Employers will also have to invest more in training and the taxpayer fund more job-creation and training measures.

Mr Field argues that workfare, the requirement to work in return for benefits, is being introduced by stealth as a means of controlling benefit abuse. As a result, claimants are losing out twice over. They do not get the guarantee of a job, but lose their unrestricted right to benefit for which they have paid insurance contributions.

The issue should be tackled by dealing with benefit fraud head-on. Its most serious form is males working full-time and claiming the dole. That should be dealt with by requiring them to sign on daily. At the same time, however, part-time working while onbenefit should be decriminalised, with the unemployed able to work part-time provided they register their earnings with the Department of Employment. When they return to full-time work, their savings would be paid over, although they would be able to draw on them at Christmas and, for children, at the start of school terms.

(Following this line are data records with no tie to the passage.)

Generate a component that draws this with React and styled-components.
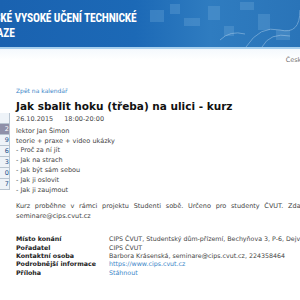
import React from 'react'
import styled, { createGlobalStyle } from 'styled-components'

const Global = createGlobalStyle`
  html, body {
    margin: 0;
    padding: 0;
    background: #fff;
    overflow: hidden;
  }
  body {
    font-family: 'DejaVu Sans', Verdana, sans-serif;
    font-size: 6.5px;
    color: #444;
  }
`

const Page = styled.div`
  width: 300px;
  height: 300px;
  overflow: hidden;
`

const Header = styled.div`
  height: 47px;
  background: linear-gradient(90deg, #1a62b0 0%, #1c69b6 45%, #2f7cc0 70%, #2a74b8 100%);
  border-bottom: 2px solid #a8d0ee;
  overflow: hidden;
  display: flex;
  align-items: center;
  position: relative;
`

const Title = styled.div`
  font-family: 'Liberation Sans Narrow', 'Roboto Condensed', 'Liberation Sans', sans-serif;
  font-weight: bold;
  font-size: 12.5px;
  line-height: 15px;
  color: #fff;
  letter-spacing: -0.2px;
  transform: scaleX(0.92);
  transform-origin: left center;
  padding-top: 2px;
  white-space: nowrap;
`

const TitleLine = styled.div`
  margin-left: ${p => p.$shift}px;
`

const Pattern = styled.svg`
  position: absolute;
  right: 0;
  top: 0;
`

const TopBar = styled.div`
  display: flex;
  justify-content: flex-end;
  padding: 7px 0 0;
  height: 37px;
  box-sizing: border-box;
  background: linear-gradient(#f4f9fd, #fff 30%);
`

const Lang = styled.span`
  color: #777;
  font-size: 6.5px;
  margin-right: -5px;
`

const Body = styled.div`
  display: flex;
`

const Calendar = styled.div`
  width: 9px;
  margin-top: 27px;
  display: flex;
  flex-direction: column;
  border-right: 1px solid #b8c4d0;
  align-self: flex-start;
`

const CalCell = styled.div`
  height: 10px;
  border-bottom: 1px solid #b8c4d0;
  background: ${p => (p.$active ? '#8f90a8' : '#eef3f8')};
  color: ${p => (p.$active ? '#fff' : '#1a4f8a')};
  font-size: 6.5px;
  line-height: 10px;
  text-align: right;
  overflow: hidden;
`

const Content = styled.div`
  flex: 1;
  padding: 0 0 0 6px;
  min-width: 0;
`

const Back = styled.a`
  display: block;
  color: #3a86c8;
  font-size: 6px;
  line-height: 10px;
  text-decoration: none;
`

const EventTitle = styled.h1`
  margin: 3px 0 2px;
  font-size: 10.5px;
  line-height: 14px;
  color: #111;
  white-space: nowrap;
`

const Lines = styled.div`
  line-height: 9.8px;
`

const DateLine = styled.div`
  display: flex;
  gap: 11px;
  margin-bottom: 2px;
`

const Para = styled.p`
  margin: 6px 0 0;
  line-height: 10px;
  text-align: justify;
  text-align-last: justify;
  width: 346px;
`

const ParaEnd = styled.span`
  display: inline-block;
`

const Info = styled.div`
  margin-top: 14px;
  display: grid;
  grid-template-columns: 93px auto;
  line-height: 8.3px;
  font-size: 6.3px;
  white-space: nowrap;
`

const Label = styled.div`
  font-weight: bold;
  color: #222;
`

const Value = styled.div`
  color: ${p => (p.$link ? '#3a86c8' : '#444')};
`

const calendar = ['', '2', '9', '6', '3', '0', '7']

const info = [
  ['Místo konání', 'CIPS ČVUT, Studentský dům-přízemí, Bechyňova 3, P-6, Dejvice'],
  ['Pořadatel', 'CIPS ČVUT'],
  ['Kontaktní osoba', 'Barbora Krásenská, seminare@cips.cvut.cz, 224358464'],
  ['Podrobnější informace', 'https://www.cips.cvut.cz', true],
  ['Příloha', 'Stáhnout', true]
]

export default function App() {
  return (
    <Page>
      <Global />
      <Header>
        <Title>
          <TitleLine $shift={-19}>ČESKÉ VYSOKÉ UČENÍ TECHNICKÉ</TitleLine>
          <TitleLine $shift={-27}>V PRAZE</TitleLine>
        </Title>
        <Pattern width="150" height="47" viewBox="0 0 150 47">
          <g fill="#6aa6d8" opacity="0.35">
            <rect x="0" y="10" width="14" height="12" />
            <rect x="20" y="4" width="10" height="10" />
            <rect x="34" y="18" width="16" height="8" />
            <rect x="58" y="6" width="12" height="14" />
            <rect x="74" y="26" width="10" height="10" />
            <rect x="90" y="2" width="14" height="8" />
            <rect x="108" y="14" width="12" height="16" />
            <rect x="126" y="30" width="14" height="10" />
          </g>
          <g stroke="#b8d6ef" strokeWidth="1" fill="none" opacity="0.45">
            <path d="M96 47 Q110 25 130 30 T150 10" />
            <path d="M112 47 Q120 32 140 36" />
            <path d="M70 40 Q80 30 95 34" />
          </g>
        </Pattern>
      </Header>
      <TopBar>
        <Lang>Česky</Lang>
      </TopBar>
      <Body>
        <Calendar>
          {calendar.map((c, i) => (
            <CalCell key={i} $active={i === 1}>
              {c}
            </CalCell>
          ))}
        </Calendar>
        <Content>
          <Back href="#">Zpět na kalendář</Back>
          <EventTitle>Jak sbalit hoku (třeba) na ulici - kurz</EventTitle>
          <Lines>
            <DateLine>
              <span>26.10.2015</span>
              <span>18:00-20:00</span>
            </DateLine>
            <div>lektor Jan Šimon</div>
            <div>teorie + praxe + video ukázky</div>
            <div>- Proč za ní jít</div>
            <div>- Jak na strach</div>
            <div>- Jak být sám sebou</div>
            <div>- Jak ji oslovit</div>
            <div>- Jak ji zaujmout</div>
          </Lines>
          <Para>
            Kurz proběhne v rámci projektu Studenti sobě. Určeno pro studenty ČVUT. Zdarma. Přihlášky na
            <br />
            <ParaEnd>seminare@cips.cvut.cz</ParaEnd>
          </Para>
          <Info>
            {info.map(([l, v, link]) => (
              <React.Fragment key={l}>
                <Label>{l}</Label>
                <Value $link={link}>{v}</Value>
              </React.Fragment>
            ))}
          </Info>
        </Content>
      </Body>
    </Page>
  )
}
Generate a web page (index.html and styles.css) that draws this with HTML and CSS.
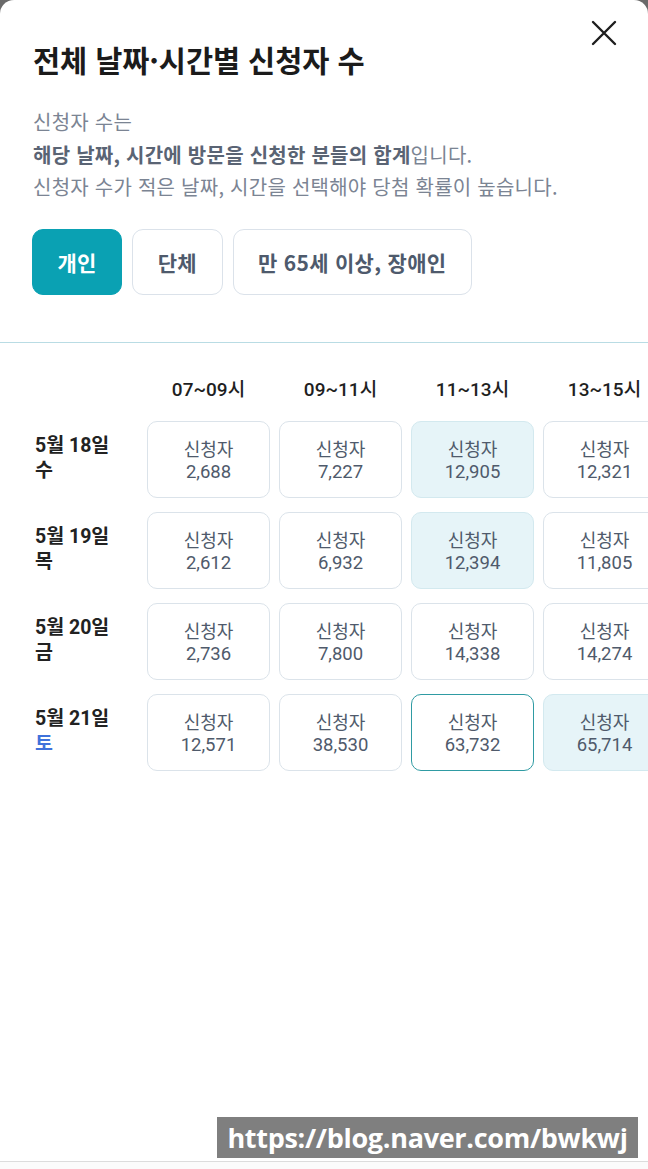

Government would have to become an active advocate of properly staffed public service. Employers would be required to register all job vacancies and invest in training.

Taxpayers would have to fund enhanced training schemes and personalised training accounts. Unemployment benefit should also be made more generous.

Training schemes should not be made compulsory because reluctant trainees disrupt training for others, Mr Field argues.

But he says the tougher requirements for preventing abuse may produce more willing trainees.

One effect of tackling fraud head-on would be that benefit levels could be set at rates which meet the needs of families and individuals, rather than setting them at rates which the Government believes will deter people from settling down to a life on benefits.